The execution command for such a playbook is:
bash
ansible-playbook confluence.yml --ask-vault-pass
This process transforms the manual installation of an Atlassian product into a repeatable code-based event, although it is noted that the process is not fully automated and requires manual intervention for certain configuration steps.
Best Practices for Maintaining the Ansible-Confluence Stack
To prevent the automation from becoming a source of instability, several operational guardrails must be implemented.
The first priority is the rotation of tokens. Static API tokens are a liability; they should be replaced with dynamic identity claims or rotated frequently to minimize the impact of a potential leak.
Role-Based Access Control (RBAC) should be strictly enforced. Instead of granting the Ansible service account blanket administrator access to all of Confluence, permissions should be limited to the specific team boundaries and spaces the automation is designed to manage. This adheres to the principle of least privilege.
Furthermore, Confluence data should be treated as a component of the infrastructure state. In this paradigm, a Confluence page is not just a document, but a state file that describes the environment.

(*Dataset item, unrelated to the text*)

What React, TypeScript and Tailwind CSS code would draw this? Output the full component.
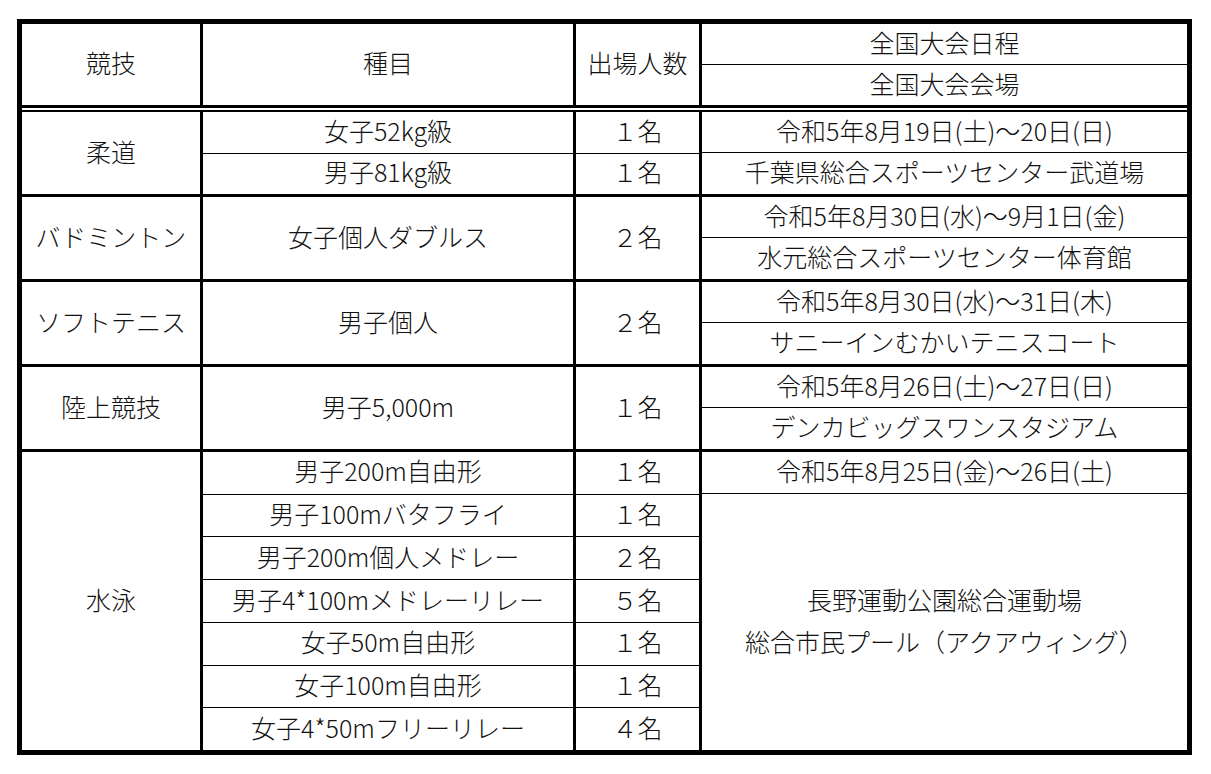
const groups = [
  {
    sport: "柔道",
    events: [
      ["女子52kg級", "１名"],
      ["男子81kg級", "１名"],
    ],
    date: "令和5年8月19日(土)～20日(日)",
    venue: "千葉県総合スポーツセンター武道場",
  },
  {
    sport: "バドミントン",
    events: [["女子個人ダブルス", "２名"]],
    date: "令和5年8月30日(水)～9月1日(金)",
    venue: "水元総合スポーツセンター体育館",
  },
  {
    sport: "ソフトテニス",
    events: [["男子個人", "２名"]],
    date: "令和5年8月30日(水)～31日(木)",
    venue: "サニーインむかいテニスコート",
  },
  {
    sport: "陸上競技",
    events: [["男子5,000m", "１名"]],
    date: "令和5年8月26日(土)～27日(日)",
    venue: "デンカビッグスワンスタジアム",
  },
];

const swimEvents = [
  ["男子200m自由形", "１名"],
  ["男子100mバタフライ", "１名"],
  ["男子200m個人メドレー", "２名"],
  ["男子4*100mメドレーリレー", "５名"],
  ["女子50m自由形", "１名"],
  ["女子100m自由形", "１名"],
  ["女子4*50mフリーリレー", "４名"],
];

// text sits a touch low in Noto's em box, the pb lifts it back to center
const T = ({ children }: { children: React.ReactNode }) => <span className="pb-[4px]">{children}</span>;

function EventRow({ name, count, first }: { name: string; count: string; first: boolean }) {
  return (
    <div className={`flex flex-1 ${first ? "" : "border-t border-black"}`}>
      <div className="flex w-[373px] items-center justify-center border-r-[3px] border-black">
        <T>{name}</T>
      </div>
      <div className="flex w-[126px] items-center justify-center border-r-[3px] border-black">
        <T>{count}</T>
      </div>
    </div>
  );
}

export default function App() {
  return (
    <main className="min-h-screen bg-white pl-[17px] pt-[19px]">
      <div className="w-[1175px] border-[5px] border-black font-['Noto_Sans_CJK_JP','Noto_Sans',sans-serif] text-[25px] font-light leading-none text-[#111]">
        {/* header */}
        <div className="flex h-[84px] border-b-[3px] border-black">
          <div className="flex w-[181px] items-center justify-center border-r-[3px] border-black">
            <T>競技</T>
          </div>
          <div className="flex w-[373px] items-center justify-center border-r-[3px] border-black">
            <T>種目</T>
          </div>
          <div className="flex w-[126px] items-center justify-center border-r-[3px] border-black">
            <T>出場人数</T>
          </div>
          <div className="flex flex-1 flex-col">
            <div className="flex h-[41px] items-center justify-center border-b border-black">
              <T>全国大会日程</T>
            </div>
            <div className="flex flex-1 items-center justify-center">
              <T>全国大会会場</T>
            </div>
          </div>
        </div>
        <div className="mt-[2px] h-[2px] bg-black" />

        {groups.map((g) => (
          <div key={g.sport} className="flex h-[85px] border-b-[3px] border-black">
            <div className="flex w-[181px] items-center justify-center border-r-[3px] border-black">
              <T>{g.sport}</T>
            </div>
            <div className="flex w-[499px] flex-col">
              {g.events.map(([name, count], i) => (
                <EventRow key={name} name={name} count={count} first={i === 0} />
              ))}
            </div>
            <div className="flex flex-1 flex-col">
              <div className="flex h-[41px] items-center justify-center border-b border-black">
                <T>{g.date}</T>
              </div>
              <div className="flex flex-1 items-center justify-center">
                <T>{g.venue}</T>
              </div>
            </div>
          </div>
        ))}

        {/* 水泳 */}
        <div className="flex h-[298px]">
          <div className="flex w-[181px] items-center justify-center border-r-[3px] border-black">
            <T>水泳</T>
          </div>
          <div className="flex w-[499px] flex-col">
            {swimEvents.map(([name, count], i) => (
              <EventRow key={name} name={name} count={count} first={i === 0} />
            ))}
          </div>
          <div className="flex flex-1 flex-col">
            <div className="flex h-[42px] items-center justify-center border-b border-black">
              <T>令和5年8月25日(金)～26日(土)</T>
            </div>
            <div className="flex flex-1 flex-col items-center justify-center pb-[4px] leading-[42px]">
              <p>長野運動公園総合運動場</p>
              <p>総合市民プール（アクアウィング）</p>
            </div>
          </div>
        </div>
      </div>
    </main>
  );
}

Therefore, any update to the infrastructure should trigger a validation of the playbook output before it is published to a live Confluence page, ensuring that incorrect or failed deployment data is not documented as "truth."
The operational benefits of this rigorous approach include:
- Instant, verified documentation for every infrastructure change.
- Faster approvals through traceable ownership across identity providers.
- Automation that is triggered by human-readable decisions documented in Confluence.
- Audit-ready records that satisfy stringent compliance frameworks like SOC 2 and ISO 27001.
- A significant reduction in manual toil and a clearer division of accountability between DevOps and operations teams.
Conclusion: The Impact on Developer Velocity and Operational Stability
The integration of Ansible and Confluence effectively solves the problem of "documentation drift." When documentation is a manual after-thought, it is almost always wrong. By moving the documentation process into the Ansible playbook, the documentation becomes as accurate as the code itself.
The real-world consequence of this integration is a dramatic reduction in daily friction. Developers no longer need to interrupt operations teams to request credentials or server details because those details are automatically posted to the relevant Confluence pages upon deployment. Sysadmins are no longer required to hunt for "who touched which server" because the audit trail is embedded in the automation and reflected in the documentation.
From a business perspective, the most significant gain is the compression of the review cycle. Deployment reviews that previously took hours of manual evidence gathering—cross-referencing tickets, logs, and manual notes—can now be completed in minutes. The reviewer simply looks at the Confluence page, which has been automatically updated by Ansible to reflect the exact state of the deployment, including linked binary artifacts and identity-verified change logs.
This architectural approach transforms the DevOps workflow from a series of disconnected events into a cohesive, self-documenting system. It ensures that the organization's knowledge base evolves at the same speed as its infrastructure, providing a scalable foundation for growth and a robust shield against the chaos of manual configuration management.